Старшина даже ни разу не заглянул к ней, а урядник, однако, не выдержал и явился по какому-то предлогу, чтобы иметь возможность, как он сам выразился, "проникнуть в обиталище таинственной незнакомки". После первого визита он бесцеремонно явился к ней на квартиру и начал "отпущать" комплименты относительно ее преподавания, ума и красоты. Галя хотя и заметила ему, что не любит, когда ее хвалят в глаза, но на первый раз отнеслась к гостю довольно снисходительно, прощая ему многое ради его невежества. Но когда он, придя в третий раз, начал вести себя развязно и объясняться в любви, то она осадила его сразу, выгнала вон и пригрозила написать об этом мировому посреднику. Урядник с злобной угрозой отомстить — и отомстил. Он донес надлежащему начальству, что учительница завела склад малорусских книг и читает их по вечерам у себя на квартире сельским детям. Налетел ревизор; склада, конечно, не оказалось, но несколько дозволенных цензурой малорусских книг он нашел у нее и удостоверил дознанием факт, что раз она читал какую-то книжку мальчику. Ревизор сказал ей, уезжая, что хотя он не нашел важных правонарушений, но тем не менее обнаружил в ней украинофильские симпатии, каковые для учительницы неудобны.
Ревизор уехал, и Галя, всполошенная неожиданной напастью, ждала уже решительного удара; но время шло, а его не было, надежда начала воскресать.
Но как-то вечером был получен пакет о ее отставке, а через день становой потребовал ее к себе, и пошла она, горемычная, скитаться по мытарствам, оставивши на произвол судьбы свою пятилетнюю Лесю, успевши лишь написать отчаянное письмо Марье Ивановне.

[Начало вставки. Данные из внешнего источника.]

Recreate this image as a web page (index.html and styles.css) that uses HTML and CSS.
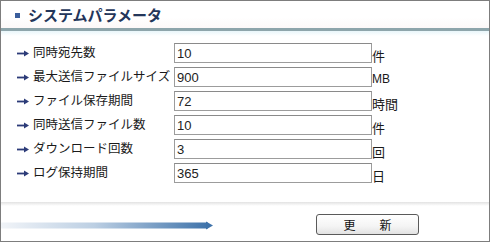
FILE: index.html
```html
<!DOCTYPE html>
<html lang="ja">
<head>
<meta charset="utf-8">
<link rel="stylesheet" href="styles.css">
</head>
<body>
<div class="panel">
  <div class="header">
    <span class="bullet"></span>
    <h1 class="title">システムパラメータ</h1>
  </div>
  <div class="rule"></div>
  <div class="rule-glow"></div>
  <div class="form">
    <div class="row"><svg class="arrow" width="12" height="7" viewBox="0 0 12 7"><rect x="0" y="2.6" width="8" height="1.8" fill="#2c3b78"/><polygon points="7,0.5 12,3.5 7,6.5" fill="#2c3b78"/></svg><span class="label">同時宛先数</span><input class="field" type="text" value="10"><span class="unit">件</span></div>
    <div class="row"><svg class="arrow" width="12" height="7" viewBox="0 0 12 7"><rect x="0" y="2.6" width="8" height="1.8" fill="#2c3b78"/><polygon points="7,0.5 12,3.5 7,6.5" fill="#2c3b78"/></svg><span class="label">最大送信ファイルサイズ</span><input class="field" type="text" value="900"><span class="unit latin">MB</span></div>
    <div class="row"><svg class="arrow" width="12" height="7" viewBox="0 0 12 7"><rect x="0" y="2.6" width="8" height="1.8" fill="#2c3b78"/><polygon points="7,0.5 12,3.5 7,6.5" fill="#2c3b78"/></svg><span class="label">ファイル保存期間</span><input class="field" type="text" value="72"><span class="unit">時間</span></div>
    <div class="row"><svg class="arrow" width="12" height="7" viewBox="0 0 12 7"><rect x="0" y="2.6" width="8" height="1.8" fill="#2c3b78"/><polygon points="7,0.5 12,3.5 7,6.5" fill="#2c3b78"/></svg><span class="label">同時送信ファイル数</span><input class="field" type="text" value="10"><span class="unit">件</span></div>
    <div class="row"><svg class="arrow" width="12" height="7" viewBox="0 0 12 7"><rect x="0" y="2.6" width="8" height="1.8" fill="#2c3b78"/><polygon points="7,0.5 12,3.5 7,6.5" fill="#2c3b78"/></svg><span class="label">ダウンロード回数</span><input class="field" type="text" value="3"><span class="unit">回</span></div>
    <div class="row"><svg class="arrow" width="12" height="7" viewBox="0 0 12 7"><rect x="0" y="2.6" width="8" height="1.8" fill="#2c3b78"/><polygon points="7,0.5 12,3.5 7,6.5" fill="#2c3b78"/></svg><span class="label">ログ保持期間</span><input class="field" type="text" value="365"><span class="unit">日</span></div>
  </div>
  <div class="separator"></div>
  <div class="footer">
    <svg class="progress" width="212" height="9" viewBox="0 0 212 9">
      <defs>
        <linearGradient id="bar" x1="0" y1="0" x2="1" y2="0">
          <stop offset="0" stop-color="#f1f4f8"/>
          <stop offset="0.45" stop-color="#bccfe3"/>
          <stop offset="1" stop-color="#3f73aa"/>
        </linearGradient>
      </defs>
      <rect x="0" y="1.5" width="207" height="6" fill="url(#bar)"/>
      <polygon points="205,0.5 212,4.5 205,8.5" fill="#3f73aa"/>
    </svg>
    <button class="btn" type="button">更　新</button>
  </div>
</div>
</body>
</html>
```
FILE: styles.css
```css
html, body {
  margin: 0;
  padding: 0;
  background: #ffffff;
}

.panel {
  width: 490px;
  height: 242px;
  box-sizing: border-box;
  border: 1px solid #7d7d7d;
  display: flex;
  flex-direction: column;
  background: #ffffff;
  font-family: "Noto Sans CJK JP", "Liberation Sans", sans-serif;
}

.header {
  height: 27px;
  display: flex;
  align-items: center;
  padding-left: 14px;
  background: linear-gradient(to bottom, #ffffff 0%, #ffffff 60%, #fdf8f8 100%);
}

.bullet {
  width: 5px;
  height: 5px;
  background: #3b5e9c;
  margin-right: 8px;
  margin-top: 1px;
}

.title {
  margin: 0;
  font-size: 15px;
  font-weight: 700;
  color: #24365a;
  line-height: 1;
}

.rule {
  height: 3px;
  background: #8ea5ab;
}

.rule-glow {
  height: 5px;
  background: linear-gradient(to bottom, #e9f6fa, #ffffff);
}

.form {
  display: flex;
  flex-direction: column;
  gap: 4px;
  padding-top: 7px;
}

.row {
  display: flex;
  align-items: center;
  height: 20px;
}

.arrow {
  display: block;
  margin-left: 16px;
  margin-right: 4px;
}

.label {
  width: 141px;
  font-size: 12.5px;
  color: #1a1a1a;
  line-height: 1;
  margin-top: -2px;
}

.field {
  width: 198px;
  height: 20px;
  box-sizing: border-box;
  margin: 0;
  padding: 0 2px;
  border: 1px solid #9c9c9c;
  border-top-color: #8a8a8a;
  background: #ffffff;
  font-family: "Liberation Sans", sans-serif;
  font-size: 13px;
  color: #222222;
  outline: none;
}

.unit {
  font-size: 13px;
  color: #1a1a1a;
  line-height: 1;
  align-self: flex-end;
  margin-bottom: 1px;
}

.unit.latin {
  font-family: "Liberation Sans", sans-serif;
  font-size: 12px;
  margin-bottom: 2px;
}

.separator {
  margin-top: 19px;
  height: 4px;
  background: linear-gradient(to bottom, #e2e2e2, #f7f7f7 70%, #ffffff);
}

.footer {
  display: flex;
  align-items: flex-start;
  padding-top: 8px;
}

.progress {
  display: block;
  margin-top: 7px;
}

.btn {
  margin-left: 103px;
  width: 103px;
  height: 21px;
  box-sizing: border-box;
  border: 1px solid #5a5a5a;
  border-radius: 3px;
  background: linear-gradient(to bottom, #ffffff 0%, #f4f4f4 60%, #e2e2e2 100%);
  font-family: "Noto Sans CJK JP", sans-serif;
  font-size: 12px;
  color: #111111;
  letter-spacing: 6px;
  padding: 0 0 0 6px;
  line-height: 1;
}
```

Время шло. Неизвестность о судьбе ребенка, губительная душевная тоска и всякого рода лишения быстро подтачивали хрупкий организм Гали; наконец сырость и новая простуда ожесточили ее прежний недуг, и больная отправлена была в госпиталь, но медицинская помощь при окружающих условиях оказалась бессильной.
Марья Ивановна, получивши от Гали письмо, стремительно полетела в Заньки, взяла Лесю и отвезла ее к бабушке, рассказала той все про Галю и подействовала так на больную, забытую совершенно сыном старуху, что она разрыдалась и начала проклинать себя за жестокость к дочери. Само собой разумеется, что внучка была обласкана и водворена под родительским кровом, а бабушка с Матковской стали ходатайствовать об освобождении ни в чем не повинной страдалицы. Хлопоты увенчались успехом, так как само следствие обелило пострадавшую и она через полгода была освобождена и перевезена на днях из больницы, по просьбе деда, в его гостеприимную хату.
* * *Оксана, одевши чистое белье и праздничную, но еще темную юбку, подошла тихо к больной, посмотрела на нее пристально и подумала: "Спит, дал бы бог, чтобы подольше: сил бы набралась, а то тонко прядет…" Потом она подошла к скрыне, вынула яркий очипок, шелковый золотисто-сизый платок, синюю с красными усиками корсетку и хотела было вынуть материнскую дорогую картатую плахту, да вспомнила, что в городе их не носят, и отложила, а вместо нее достала шерстяную мененую сподницу, — все это она сложила на лаве и прикрыла скатертью; потом она вынула из печи пасху и бабу, положила их бережно на подушку и начала осматривать, выпеклось ли тесто. Осмотр оказался удовлетворительным: пасха и баба были легки, зарумянены и разливали по хате аромат сдобного теста. Оксана улыбнулась, ее хозяйская гордость была удовлетворена: ожидаемый ею на завтрашнее утро супруг, вероятно, одобрит все ее хлопоты… А может быть, он приедет и раньше?